Por eso mismo si queremos sobrevivir y prosperar, las estructuras económicas y políticas que acompañan a esta sociedad deben estar regidas por una visión cuyo centro sea la dignidad otorgada por Dios y los inalienables derechos de todo ser humano inscritos en su naturaleza, desde el momento de su concepción hasta su muerte natural. Cuando algunas vidas, con inclusión de los no nacidos, se ven sujetas a las opciones personales de otros, deja de quedar garantizado cualquier otro valor y derecho, y la sociedad acaba inevitablemente regida por intereses y conveniencias particulares, que niegan y destruyen el bien común. No puede mantenerse la libertad en un clima cultural que mide la dignidad humana en términos estrictamente utilitarios. Jamás había sido tan apremiante la necesidad de infundir nuevo vigor a la visión y determinación moral esenciales para mantener una sociedad justa y libre.
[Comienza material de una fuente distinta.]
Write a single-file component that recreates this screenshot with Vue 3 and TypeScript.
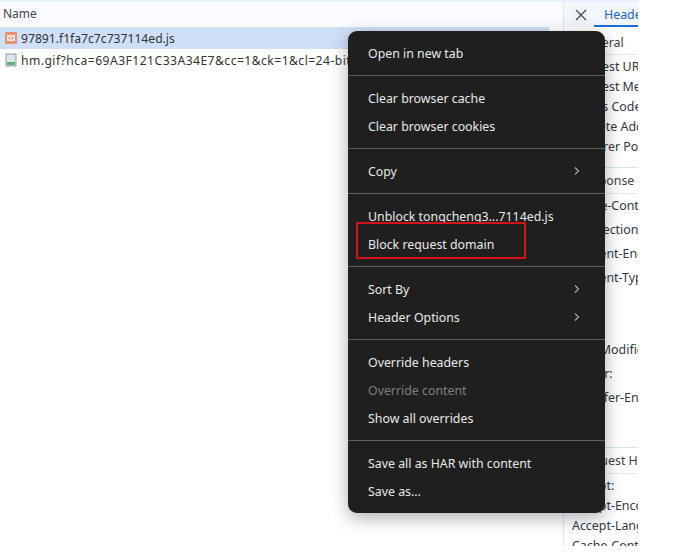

Esto es lo que se nos pide a todos hoy: que no tengamos más que un sólo Señor, Dios, que quiere a todos los hombres, que hace salir su sol sobre buenos y malos, que quiere que todos los hombres se salven y conozcan y vivan en la verdad y en el amor que nos libera y nos hace libres, que perdona siempre y sin límites, que no quiere la exclusión de nadie ni tampoco la exclusión de sus bienes a nadie, y que vivamos como verdaderos servidores suyos con y en libertad, porque ahí es donde está la verdadera realización del hombre que vivirá en el amor, realizando la justicia, volcándose en favor de los más pobres, acogiendo a todos y trabajando por la paz, no utilizando nada ni nadie en favor exclusivo del propio interés como “administradores infieles que barren para su propia casa”.
Que Dios conceda vivir así y que ayude a los gobernantes de todo el mundo a que se abran a esta manera de ver las cosas como Dios las ve, y que les de fortaleza para hacerlas realidad en este mundo tan necesitado de superación de toda violencia y de implantación de toda justicia y paz.